O fim do direito adquirido

No parágrafo 4.º do artigo 60 da Constituição Federal está inserido o mandamento básico que preserva as chamadas cláusulas pétreas, da seguinte forma:

“º 4.º Não será objeto de deliberação a proposta de emenda tendente a abolir a forma federativa de Estado; o voto direto, secreto, universal e periódico; a separação dos Poderes e os direitos e garantias individuais”.

Esta regra remete ao capítulo I do título II da mesma carta, onde no inciso XXXVI do artigo 5.º está expresso: “A lei não prejudicará o direito adquirido, o ato jurídico perfeito e a coisa julgada”.

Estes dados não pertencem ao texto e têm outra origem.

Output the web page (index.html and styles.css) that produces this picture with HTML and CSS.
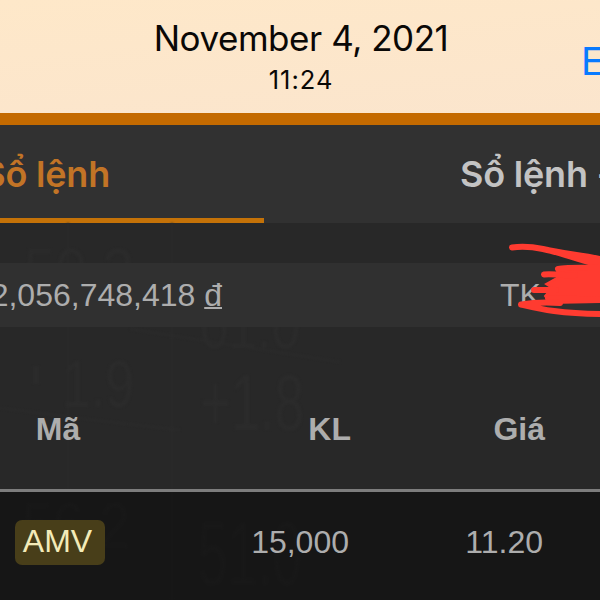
FILE: index.html
```html
<!DOCTYPE html>
<html lang="vi">
<head>
    <meta charset="UTF-8">
    <meta name="viewport" content="width=device-width, initial-scale=1.0">
    <title>Sổ lệnh</title>
    <link rel="stylesheet" href="styles.css">
</head>
<body>

    <header class="photo-bar">
        <div class="photo-date">
            <h1>November 4, 2021</h1>
            <p>11:24</p>
        </div>
        <a class="edit">E</a>
    </header>

    <nav class="tabs">
        <div class="tab active"><span>Sổ lệnh</span></div>
        <div class="tab"><span>Sổ lệnh -</span></div>
    </nav>

    <main class="board">
        <svg class="board-bg" width="600" height="377" viewBox="0 223 600 377">
            <path d="M68 223V490M172 223V600M0 408L110 422L180 430M130 329L340 362" />
            <text x="24" y="294" font-size="64" textLength="110" lengthAdjust="spacingAndGlyphs">50.3</text>
            <path class="tick" d="M36 366V384" />
            <text x="62" y="407" font-size="66" textLength="72" lengthAdjust="spacingAndGlyphs">1.9</text>
            <text x="200" y="348" font-size="60" textLength="100" lengthAdjust="spacingAndGlyphs">01.0</text>
            <text x="200" y="430" font-size="80" textLength="104" lengthAdjust="spacingAndGlyphs">+1.8</text>
            <text x="22" y="548" font-size="64" textLength="108" lengthAdjust="spacingAndGlyphs">56.2</text>
            <text x="198" y="585" font-size="90" textLength="104" lengthAdjust="spacingAndGlyphs">51.0</text>
        </svg>

        <section class="account">
            <span class="balance">2,056,748,418 <u>đ</u></span>
            <span class="account-no">TK</span>
            <svg class="scribble" width="100" height="90" viewBox="500 235 100 90">
                <path class="fill" d="M559 268L604 268V302L550 303L545 296L552 288L546 284L557 278Z" />
                <path d="M512 247.500C524 246 533 247 543 249C563 254 585 255 604 260M543 249C560 252 580 261 604 266" />
                <path d="M558 269Q562 267 604 268M544 274.500C552 273 560 276 575 275M534 290H556M548 298L604 300" />
                <path d="M521 304.500C530 303 546 302 560 303M521 304.500C540 309 560 314 604 314" />
            </svg>
        </section>

        <section class="orders">
            <div class="row head">
                <span>Mã</span>
                <span>KL</span>
                <span>Giá</span>
            </div>
            <div class="row">
                <span><b class="stock">AMV</b></span>
                <span>15,000</span>
                <span>11.20</span>
            </div>
        </section>
    </main>

</body>
</html>
```

FILE: styles.css
```css
* {
    box-sizing: border-box;
}

body {
    margin: 0;
    width: 600px;
    height: 600px;
    overflow: hidden;
    background: #282828;
    color: #adadad;
    font-family: 'Liberation Sans', Arial, sans-serif;
    font-size: 32px;
}

.photo-bar {
    display: grid;
    grid-template-columns: 584px 16px;
    height: 125px;
    background: linear-gradient(175deg, #fee8c9, #fbe5cd);
    border-bottom: 12px solid #c46a00;
    color: #0a0806;
    font-family: Inter, sans-serif;
}

.photo-date {
    padding: 17px 0 0 18px;
    text-align: center;
}

.photo-date h1 {
    margin: 0;
    font-size: 35px;
    font-weight: 400;
    letter-spacing: -0.45px;
    line-height: 42px;
}

.photo-date p {
    margin: 6px 0 0;
    font-size: 25.5px;
    letter-spacing: 1px;
    line-height: 30px;
}

.edit {
    padding-top: 38px;
    margin-left: -3px;
    color: #087aff;
    font-size: 38px;
    line-height: 46px;
}

.tabs {
    display: grid;
    grid-template-columns: 264px 336px;
    height: 98px;
    background: #313131;
    font-family: Inter, sans-serif;
    font-size: 36px;
    font-weight: 600;
    letter-spacing: -0.2px;
    line-height: 44px;
    white-space: nowrap;
}

.tab {
    padding: 27px 0 0 196px;
    color: #c3c3c3;
}

.tab.active {
    display: flex;
    justify-content: flex-end;
    padding: 27px 154px 0 0;
    color: #c27426;
    border-bottom: 5px solid #c47208;
}

.board {
    position: relative;
    height: 377px;
    padding-top: 40px;
}

/* faded price board behind the table */
.board-bg {
    position: absolute;
    top: 0;
    left: 0;
    fill: #2b2b2b;
    stroke: none;
    filter: blur(1px);
    font-family: 'Liberation Sans', Arial, sans-serif;
}

.board-bg path {
    fill: none;
    stroke: #2b2b2b;
    stroke-width: 2;
}

.board-bg .tick {
    stroke-width: 6;
}

.account {
    position: relative;
    display: grid;
    grid-template-columns: 222px 278px 100px;
    height: 64px;
    background: #303030;
    line-height: 64px;
    white-space: nowrap;
}

.balance {
    justify-self: end;
}

.balance u {
    text-decoration-thickness: 2px;
}

.account-no {
    grid-column: 3;
}

.scribble {
    position: absolute;
    top: -28px;
    left: 500px;
    fill: none;
    stroke: #ff3b30;
    stroke-width: 6;
    stroke-linecap: round;
}

.scribble .fill {
    fill: #ff3b30;
    stroke-width: 2;
}

.orders {
    position: relative;
}

.row {
    display: grid;
    grid-template-columns: 116px 233px 194px;
    align-items: center;
    height: 109px;
    padding-bottom: 9px;
    background: rgba(0, 0, 0, 0.43);
    text-align: right;
}

.row.head {
    grid-template-columns: 116px 235px 194px;
    height: 165px;
    padding: 42px 0 0;
    background: none;
    border-bottom: 3px solid #7d7d7d;
    font-weight: bold;
}

.row span:first-child {
    text-align: center;
}

.stock {
    display: inline-block;
    width: 90px;
    height: 45px;
    margin-left: 4px;
    padding-right: 5px;
    border-radius: 7px;
    background: #483e19;
    color: #f3ebb8;
    font-weight: normal;
    line-height: 43px;
}
```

Todo esse cipoal legislativo deságua no texto da Emenda Constitucional n.º 41, publicada em 31 de dezembro de 2003, que altera o regime de aposentadoria dos servidores públicos:

“Art. 40 – Aos servidores titulares de cargos efetivos da União, dos Estados, do Distrito Federal e dos Municípios, incluídas suas autarquias e fundações, é assegurado regime de previdência de caráter contributivo e solidário, mediante contribuição do respectivo ente público, dos servidores ativos e inativos e dos pensionistas, observados critérios que preservem o equilíbrio financeiro e atuarial e o disposto neste artigo”.

Com isto, pretendeu o legislador criar o subterfúgio da solidariedade para permitir a cobrança de contribuição sobre aposentadorias e pensões, tangenciando a eventual ruptura das cláusulas pétreas.

Esta discussão, previsivelmente, chegou ao Supremo Tribunal Federal (STF), redundando no julgamento favorável ao governo, com a consolidação de um dos pilares da nova previdência dos servidores: o desconto sobre proventos e pensões.

Apesar de o presidente do STF jurar de pés juntos que a medida não foi política, mas absolutamente jurídica, pairam dúvidas sobre o novo perfil da instituição. Um dos representantes das entidades impetrantes das ações diretas de inconstitucionalidade vencidas no julgamento foi taxativo: “O direito está se dobrando a questões econômicas e políticas”.

É preocupante o alerta no momento em que um dos outros pilares da reforma recente, que trata dos tetos de remuneração, já está sendo burlado pelo próprio Tribunal Maior, ao sinalizar com a percepção de valores acima do limite por ele mesmo fixado, visando a preservar vinculações de ministros ao Tribunal Eleitoral.

Outrossim, o Poder Executivo tem sido pródigo em criar novas rubricas remuneratórias a várias carreiras de servidores, com artimanhas legais para quebrar o instituto da paridade, garantido pela própria Emenda 41 a todos os que já estavam aposentados ou eram pensionistas em dezembro de 2003.

O que deveria ser feito, que é o corte imediato de proventos e pensões abusivas e acintosas à cidadania, com valores em diversos poderes municipais e estaduais superiores a R$ 30 ou R$ 40 mil, parece não ocorrer por pusilanimidade dos gestores públicos.

Enquanto se rasga a Carta Magna, atentando contra os direitos e garantias individuais, é pífio o combate aos chamados “abusos adquiridos”, que são exceção no seio do funcionalismo, mas que, com sua existência, tem justificado discursos demagógicos em prol de reformas, às vezes tão inócuas quanto desprovidas de fundamentos doutrinários e técnicos. O que é lamentável.